>>>

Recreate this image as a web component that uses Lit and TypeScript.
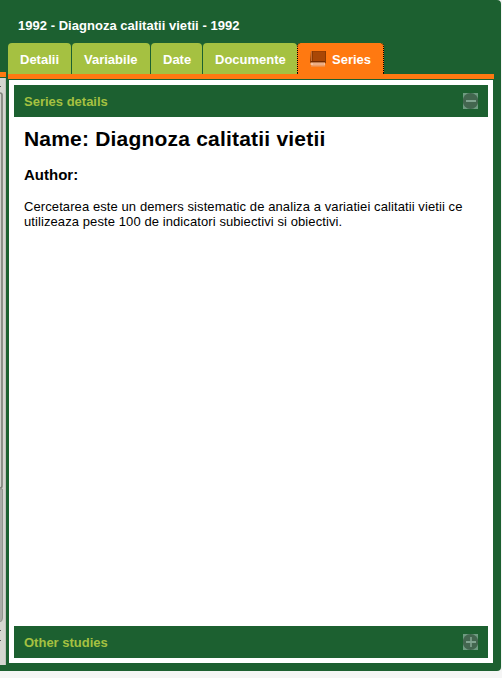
import { LitElement, html, svg, css } from "lit";
import { customElement } from "lit/decorators.js";
import { styleMap } from "lit/directives/style-map.js";

const TABS = [
  { label: "Detalii", width: 63 },
  { label: "Variabile", width: 78 },
  { label: "Date", width: 51 },
  { label: "Documente", width: 94 },
];

@customElement("app-root")
export class AppRoot extends LitElement {
  static styles = css`
    :host { display: block; height: 678px; overflow: hidden; background: #f5f5f5; font-family: "Liberation Sans", Arial, sans-serif; font-size: 13px; line-height: 15px; color: #000; }
    .frame { box-sizing: border-box; width: 501px; height: 671px; background: #1c6030; border-radius: 0 4px 4px 0; display: flex; gap: 2px; }
    .side { width: 6px; height: 665px; display: flex; flex-direction: column; flex: none; }
    .edge { height: 5px; margin-top: 72px; background: #ff7911; flex: none; }
    .scroll { margin-top: 1px; flex: 1; display: block; min-height: 0; }
    .main { width: 486px; display: flex; flex-direction: column; }
    .title { height: 43px; box-sizing: border-box; padding: 18px 10px 0; color: #fff; font-weight: bold; letter-spacing: 0.027px; }
    .tabs { height: 31px; display: flex; gap: 1px; }
    .tab { flex: none; box-sizing: border-box; height: 31px; padding: 9px 0 0 12px; border-radius: 4px 4px 0 0; background: #a5c141; color: #fff; font-weight: bold; white-space: nowrap; }
    .active { width: 87px; background: #ff7911; border: 0 dotted #000; border-width: 0 1px; margin-left: -1px; display: flex; gap: 6px; }
    .book { margin-top: -1px; width: 16px; height: 16px; flex: none; }
    .bar { height: 5px; background: #ff7911; }
    .body { margin: 1px 1px 0; height: 583px; box-sizing: border-box; padding: 5px; background: #fff; display: flex; flex-direction: column; }
    .head { height: 32px; flex: none; box-sizing: border-box; padding: 0 10px; background: #1c6030; color: #a5c141; font-weight: bold; display: flex; align-items: center; justify-content: space-between; }
    .toggle { width: 15px; height: 16px; display: block; }
    .content { flex: 1; padding: 9px 10px 0; }
    h1 { margin: 0; font-size: 21px; line-height: 25px; letter-spacing: 0.2px; }
    h2 { margin: 15px 0 0; font-size: 15px; line-height: 18px; }
    p { margin: 15px 0 0; letter-spacing: 0.09px; }
  `;

  private toggle(plus: boolean) {
    return html`<svg class="toggle" viewBox="0 0 15 16">
      <rect width="15" height="16" fill="#6e9b80" />
      <ellipse cx="7.5" cy="8" rx="7.7" ry="8" fill="#43664f" />
      <path d="M3 8H13" stroke="#80a38f" stroke-width="2" />
      ${plus ? svg`<path d="M8 3V13" stroke="#80a38f" stroke-width="1.6" />` : ""}
    </svg>`;
  }

  render() {
    return html`<div class="frame">
      <div class="side">
        <div class="edge"></div>
        <svg class="scroll" width="6" height="587" viewBox="0 0 6 587">
          <rect width="6" height="587" fill="#d4d6d0" />
          <rect x="5" width="1" height="587" fill="#bfc2bb" />
          <rect x="-8" y="15" width="10" height="395" rx="2" fill="#d0d2cd" stroke="#80837c" stroke-width="1.7" />
          <path d="M-1 411H2.5V540Q2.5 544 -1 544Z" fill="#aaaca7" stroke="#92958e" />
          <path d="M0 8.5H1M0 552.5H1M0 562.5H1" stroke="#555" />
        </svg>
      </div>
      <div class="main">
        <div class="title">1992 - Diagnoza calitatii vietii - 1992</div>
        <div class="tabs">
          ${TABS.map((t) => html`<div class="tab" style=${styleMap({ width: `${t.width}px` })}>${t.label}</div>`)}
          <div class="tab active">
            <svg class="book" viewBox="0 0 16 16">
              <path d="M1 0H16V12L14 13H1L0 11Z" fill="#8b3900" />
              <path d="M3 .5H15V10H3Z" fill="#a94706" />
              <path d="M1.5 0V11" stroke="#c56b31" />
              <path d="M1 10.5H15" stroke="#742a00" />
              <path d="M1 11.5H15V14.5H2Q0 14 .5 12Z" fill="#f8c19b" />
              <path d="M3 13H14" stroke="#dc9062" stroke-width=".8" />
              <path d="M1 15H15" stroke="#e3a077" />
            </svg><span>Series</span>
          </div>
        </div>
        <div class="bar"></div>
        <div class="body">
          <div class="head">Series details ${this.toggle(false)}</div>
          <div class="content">
            <h1>Name: Diagnoza calitatii vietii</h1>
            <h2>Author:</h2>
            <p>Cercetarea este un demers sistematic de analiza a variatiei calitatii vietii ce utilizeaza peste 100 de indicatori subiectivi si obiectivi.</p>
          </div>
          <div class="head">Other studies ${this.toggle(true)}</div>
        </div>
      </div>
    </div>`;
  }
}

<<<

● Objective
Show all lines above holding "this".

● Answer to the task
Recreate this image as a web component that uses Lit and TypeScript.
          <div class="head">Series details ${this.toggle(false)}</div>
          <div class="head">Other studies ${this.toggle(true)}</div>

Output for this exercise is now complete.